Davide Pisoni
nostro inviato a Torino
Il derby vinto praticamente in surplace dalla Juventus è la risposta alla differenza macroscopica tra il campionato italiano e la Champions League. La Signora mata il Toro addirittura senza attacco perché perde di fatto dopo tre minuti Higuain ko in un contatto in area con Sirigu, si arrenderà dopo un quarto d'ora, e ritrova la copia sbiadita di Dybala solo nell'ultima mezz'ora dopo quaranta giorni di assenza. E con Mandzukic e Cuadrado in infermeria (quindi senza il reparto avanzato sulla carta titolare), Allegri la risolve con l'attacco tascabile e il falso nove anche se Douglas Costa non è Messi e nemmeno Mertens. Ma l'allenatore toscano che già si era inventato Alex Sandro titolare nei tre d'attacco, quindi il binario di sinistra affidato a due terzini, dirà poi che l'infortunio del Pipita è una di quelle complicazioni «che stimolano molto. Roba del genere fa bene a me e alla squadra». Così Allegri monta e smonta a piacere il giocattolo e ieri è stato stratega sopraffino e lucido. Il ko di Higuain viene risolto con Bernardeschi, a conferma che la panchina dà soluzioni in quantità. E l'ex viola, sempre più valore aggiunto, dopo il gol di Firenze manda in porta Alex Sandro con la giocata che vale tre punti pesanti.

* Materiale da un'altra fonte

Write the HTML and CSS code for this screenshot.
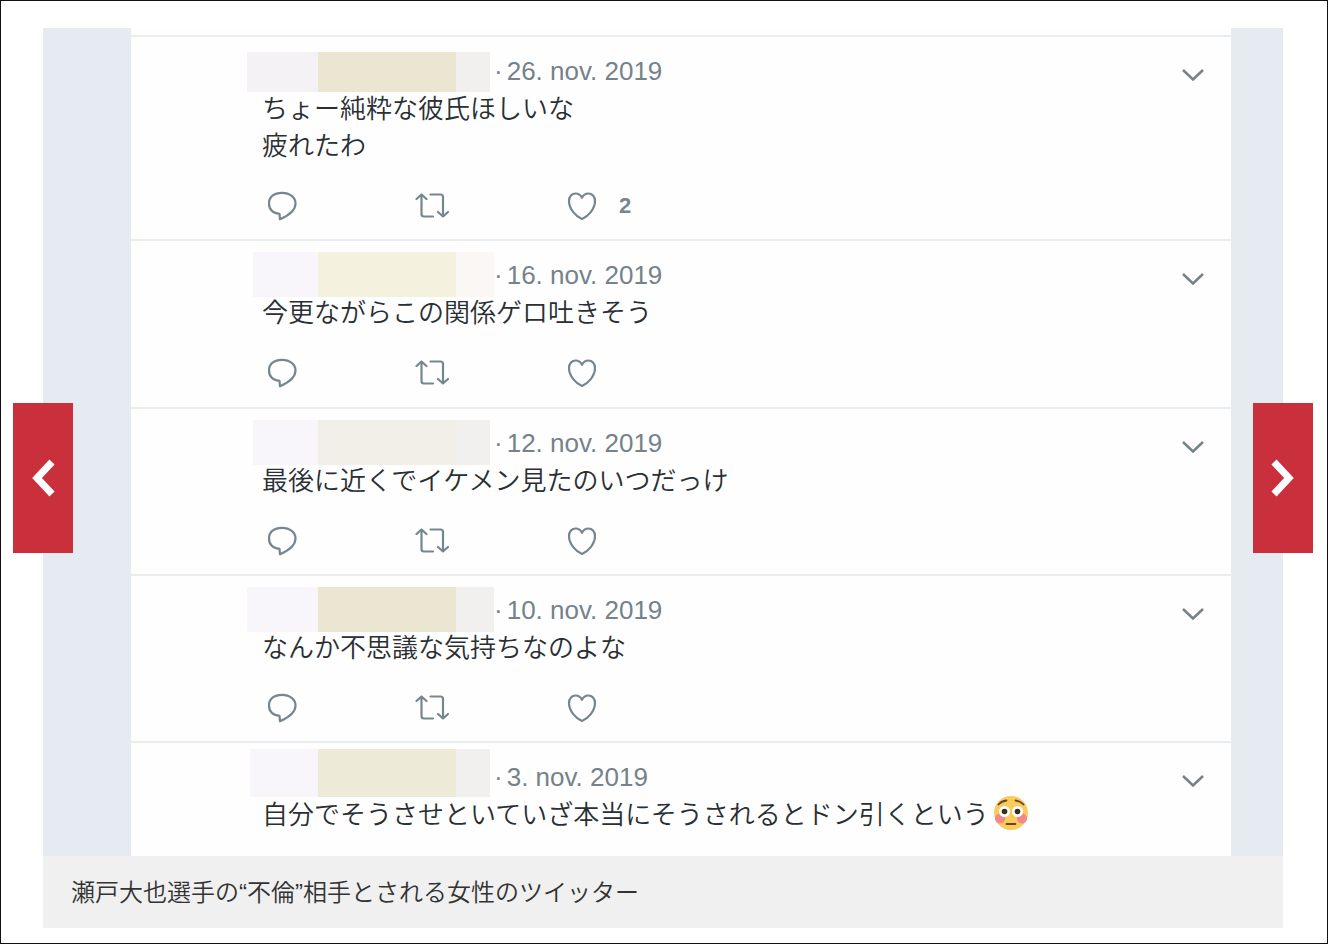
FILE: index.html
```
<!DOCTYPE html>
<html lang="ja">

<head>
    <meta charset="UTF-8">
    <meta name="viewport" content="width=device-width, initial-scale=1.0">
    <title>瀬戸大也選手の“不倫”相手とされる女性のツイッター</title>
    <link rel="stylesheet" href="styles.css">
</head>

<body>
    <!-- shared icons -->
    <svg class="sprite" aria-hidden="true">
        <symbol id="icon-reply" viewBox="0 0 34 34">
            <path d="M14.500 24.800C8 24 4 20.500 4 14.500C4 8 9 3.800 17 3.800S30.500 8.500 30.500 14.500C30.500 20.500 26 25.500 15 30.300Z" />
        </symbol>
        <symbol id="icon-retweet" viewBox="0 0 34 34">
            <path d="M1.500 10L6.500 5.500L11.500 10M6.500 6V25Q6.500 27.500 9 27.500H18M15.500 5.500H25.500Q28 5.500 28 8V27.500M23 23L28 27.500L33 23" />
        </symbol>
        <symbol id="icon-heart" viewBox="0 0 34 34">
            <path d="M17 30C11 27.500 4 20 4 12C4 7.500 7 4.500 10.500 4.500C13.500 4.500 15.800 6.200 17 8.800C18.200 6.200 20.500 4.500 23.500 4.500C27 4.500 30 7.500 30 12C30 20 23 27.500 17 30Z" />
        </symbol>
        <symbol id="icon-down" viewBox="0 0 24 14">
            <path d="M2 2L12 11.500L22 2" />
        </symbol>
    </svg>

    <main class="page">
        <figure class="slide">
            <div class="photo">
                <div class="timeline">
                    <article class="tweet tweet-1">
                        <header>
                            <div class="mask"><i></i><i></i><i></i></div>
                            <time datetime="2019-11-26"><span>·</span>26. nov. 2019</time>
                            <button class="more" aria-label="メニュー"><svg><use href="#icon-down" /></svg></button>
                        </header>
                        <p>ちょー純粋な彼氏ほしいな<br>疲れたわ</p>
                        <div class="actions">
                            <button aria-label="返信"><svg><use href="#icon-reply" /></svg></button>
                            <button aria-label="リツイート"><svg><use href="#icon-retweet" /></svg></button>
                            <button aria-label="いいね"><svg><use href="#icon-heart" /></svg><b>2</b></button>
                        </div>
                    </article>

                    <article class="tweet tweet-2">
                        <header>
                            <div class="mask"><i></i><i></i><i></i></div>
                            <time datetime="2019-11-16"><span>·</span>16. nov. 2019</time>
                            <button class="more" aria-label="メニュー"><svg><use href="#icon-down" /></svg></button>
                        </header>
                        <p>今更ながらこの関係ゲロ吐きそう</p>
                        <div class="actions">
                            <button aria-label="返信"><svg><use href="#icon-reply" /></svg></button>
                            <button aria-label="リツイート"><svg><use href="#icon-retweet" /></svg></button>
                            <button aria-label="いいね"><svg><use href="#icon-heart" /></svg></button>
                        </div>
                    </article>

                    <article class="tweet tweet-3">
                        <header>
                            <div class="mask"><i></i><i></i><i></i></div>
                            <time datetime="2019-11-12"><span>·</span>12. nov. 2019</time>
                            <button class="more" aria-label="メニュー"><svg><use href="#icon-down" /></svg></button>
                        </header>
                        <p>最後に近くでイケメン見たのいつだっけ</p>
                        <div class="actions">
                            <button aria-label="返信"><svg><use href="#icon-reply" /></svg></button>
                            <button aria-label="リツイート"><svg><use href="#icon-retweet" /></svg></button>
                            <button aria-label="いいね"><svg><use href="#icon-heart" /></svg></button>
                        </div>
                    </article>

                    <article class="tweet tweet-4">
                        <header>
                            <div class="mask"><i></i><i></i><i></i></div>
                            <time datetime="2019-11-10"><span>·</span>10. nov. 2019</time>
                            <button class="more" aria-label="メニュー"><svg><use href="#icon-down" /></svg></button>
                        </header>
                        <p>なんか不思議な気持ちなのよな</p>
                        <div class="actions">
                            <button aria-label="返信"><svg><use href="#icon-reply" /></svg></button>
                            <button aria-label="リツイート"><svg><use href="#icon-retweet" /></svg></button>
                            <button aria-label="いいね"><svg><use href="#icon-heart" /></svg></button>
                        </div>
                    </article>

                    <article class="tweet tweet-5">
                        <header>
                            <div class="mask"><i></i><i></i><i></i></div>
                            <time datetime="2019-11-03"><span>·</span>3. nov. 2019</time>
                            <button class="more" aria-label="メニュー"><svg><use href="#icon-down" /></svg></button>
                        </header>
                        <p>自分でそうさせといていざ本当にそうされるとドン引くという<svg class="emoji" viewBox="0 0 36 36" role="img" aria-label="赤面">
                                <circle cx="18" cy="18" r="17" fill="#f9cb5c" />
                                <circle cx="7" cy="23.500" r="5" fill="#f2878c" />
                                <circle cx="29" cy="23.500" r="5" fill="#f2878c" />
                                <circle cx="11.500" cy="16.500" r="5.500" fill="#fff" />
                                <circle cx="24.500" cy="16.500" r="5.500" fill="#fff" />
                                <circle cx="11.500" cy="16.500" r="2.800" fill="#3d2b1c" />
                                <circle cx="24.500" cy="16.500" r="2.800" fill="#3d2b1c" />
                                <path d="M5.500 9.500Q8.500 6 13.500 5.500M30.500 9.500Q27.500 6 22.500 5.500M13.500 29H22.500" fill="none" stroke="#6a4520" stroke-width="1.800" stroke-linecap="round" />
                            </svg></p>
                    </article>
                </div>
            </div>
            <figcaption>瀬戸大也選手の“不倫”相手とされる女性のツイッター</figcaption>

            <button class="nav prev" aria-label="前へ"><svg viewBox="0 0 24 38"><path d="M21 3L6 19L21 35" /></svg></button>
            <button class="nav next" aria-label="次へ"><svg viewBox="0 0 24 38"><path d="M3 3L18 19L3 35" /></svg></button>
        </figure>
    </main>
</body>

</html>
```

FILE: styles.css
```
* {
    box-sizing: border-box;
}

body {
    margin: 0;
    background-color: #fff;
    color: #292f33;
    font-family: "Liberation Sans", "Noto Sans CJK JP", sans-serif;
}

button {
    display: flex;
    align-items: center;
    margin: 0;
    padding: 0;
    border: 0;
    background: none;
    font: inherit;
    color: inherit;
    cursor: pointer;
}

svg {
    display: block;
    fill: none;
    stroke: currentColor;
}

.sprite {
    display: none;
}

.page {
    min-height: 100vh;
    padding: 27px 44px 15px 42px;
    border: 1px solid #111;
}

.slide {
    position: relative;
    margin: 0;
}

/* photo with the grey-blue gutters */
.photo {
    padding: 0 52px 0 88px;
    background-color: #e6ebf2;
}

.timeline {
    padding-top: 7px;
    background-color: #fefefe;
}

.tweet {
    padding-left: 116px;
    border-top: 2px solid #e9edf0;
}

.tweet header {
    display: flex;
    align-items: flex-start;
    height: 51px;
    color: #76828a;
}

.tweet time {
    padding-top: 19px;
    font-size: 26px;
    line-height: 30px;
}

.tweet time span {
    margin-right: 4px;
}

.more {
    margin: 31px 26px 0 auto;
}

.more svg {
    width: 24px;
    height: 14px;
    stroke-width: 2.500;
}

.tweet p {
    display: flex;
    align-items: center;
    margin: 0;
    padding-left: 15px;
    font-family: "Noto Sans CJK JP", sans-serif;
    font-size: 26px;
    font-weight: 350;
    line-height: 37px;
}

.emoji {
    width: 36px;
    height: 36px;
    margin-left: 4px;
    stroke: none;
}

.actions {
    display: grid;
    grid-template-columns: repeat(3, 150px);
    padding: 27px 0 16px 18px;
    color: #76868f;
}

.actions svg {
    width: 34px;
    height: 34px;
    stroke-width: 2.200;
    stroke-linejoin: round;
    stroke-linecap: round;
}

.actions b {
    margin-left: 20px;
    font-size: 22px;
    line-height: 34px;
}

.tweet-2 .actions {
    padding-bottom: 17px;
}

.tweet-5 {
    padding-bottom: 25px;
}

/* hides the account name */
.mask {
    display: grid;
    grid-template-columns: 71px 138px 38px;
    height: 45px;
    margin-top: 11px;
}

.mask i:nth-child(1) {
    background-color: #f8f6fa;
}

.mask i:nth-child(2) {
    background-color: #ebe6d2;
}

.mask i:nth-child(3) {
    background-color: #f2f0ee;
}

.tweet-1 .mask {
    height: 40px;
    margin-top: 15px;
}

.tweet-1 .mask i:nth-child(1) {
    background-color: #f4f2f5;
}

.tweet-2 .mask i:nth-child(1),
.tweet-3 .mask i:nth-child(1) {
    margin-left: 6px;
}

.tweet-2 .mask i:nth-child(2) {
    background-color: #f5f1df;
}

.tweet-2 .mask i:nth-child(3) {
    background-color: #faf7f5;
}

.tweet-3 .mask i:nth-child(2) {
    background-color: #f1efe7;
}

.tweet-5 .mask {
    height: 48px;
    margin-top: 6px;
}

.tweet-5 .mask i:nth-child(1) {
    margin-left: 3px;
}

.tweet-5 .mask i:nth-child(2) {
    background-color: #eeead8;
}

.tweet-1 .mask i:nth-child(3),
.tweet-3 .mask i:nth-child(3),
.tweet-5 .mask i:nth-child(3) {
    margin-right: 4px;
}

figcaption {
    padding: 19px 28px 17px;
    background-color: #f0f0f0;
    color: #333;
    font-size: 24px;
    font-weight: 350;
    line-height: 36px;
}

/* slider arrows over both edges */
.nav {
    position: absolute;
    top: 50%;
    justify-content: center;
    width: 60px;
    height: 150px;
    background-color: #ca303c;
    color: #fff;
    transform: translateY(-50%);
}

.nav svg {
    width: 24px;
    height: 38px;
    stroke-width: 7;
}

.prev {
    left: -30px;
}

.next {
    right: -30px;
}
```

E così la Juventus che si era ritrovata, nonostante due gol di vantaggio, con le spalle al muro contro il Tottenham, ha controllato in lungo e in largo il Torino nonostante l'emergenza. Anche perché per i granata, da Mihajlovic a Mazzarri è come passare dall'adrenalina eccessiva a una sorta di camomilla. E Belotti si spegne dopo otto minuti quando perde l'attimo davanti a Szczesny. Il Gallo non canta praticamente mai di fronte a Chiellini e a un Rugani finalmente senza timore. In più la Juve è tecnicamente pulita come non lo era stata in Champions, soprattutto perché Pjanic con due guardie al fianco fatica molto meno nel far girare palla e idee. Per capire di quanto si alzi o si abbassi l'asticella da una competizione all'altra, basta guardare le prestazioni di Khedira: in apnea martedì, inesauribile ieri.
Il Toro non l'ha messa sul ritmo, ha alzato solo l'intensità in qualche contrasto, ma ha fatto appena il solletico a una Signora che non si è fatta problemi a sporcarsi le mani, a usare le stesse armi dei cugini in un derby dalla mediocrità latente. «Bisogna prendere esempio dalla loro umiltà, a prescindere dai colori», dirà poi Mazzarri comunque anche lui timido nelle scelte iniziali, con il solo Iago Falque a supportare l'abbandonato a se stesso Belotti. Comunque al tecnico granata una sola cosa non è piaciuta dei suoi: «Il condizionamento mentale dopo il gol», frutto degli ultimi derby persi con il conto stagionale impietoso: tre ko con sette gol subiti e zero fatti. Dunque un Toro con un complesso d'inferiorità nei confronti della Signora. Nell'intervallo Mazzarri ha provato a scuotere i suoi anche con i cambi (Niang in particolare), però si è dimenticato ancora di Ljajic. Torino che nella ripresa ha avuto più paura di prendere il secondo gol (sfiorato tre volte da Dybala appena entrato) che non il coraggio di cercare il pareggio «e per come avevamo preparato la sfida, forse era meglio se Higuain fosse rimasto....» dirà il granata. E così la Juve centra la 9ª vittoria di fila in campionato (6ª senza subire gol) che scaccia le polemiche di coppa e lascia in eredità le botte di Higuain e Bernardeschi, (l'argentino in dubbio per l'Atalanta, l'ex viola preoccupa: si spera di recuperarlo per il Tottenham, ieri fermato sul 2-2 in FA Cup dal Rochdale, squadra di terza serie).
Resta in scia al Napoli che ha puntato tutto sullo scudetto. Max ci prova: «Hanno solo il campionato, saranno un pochino ossessionati da questa cosa». Nel duello vale tutto: anche mettere tarli nella testa della rivale.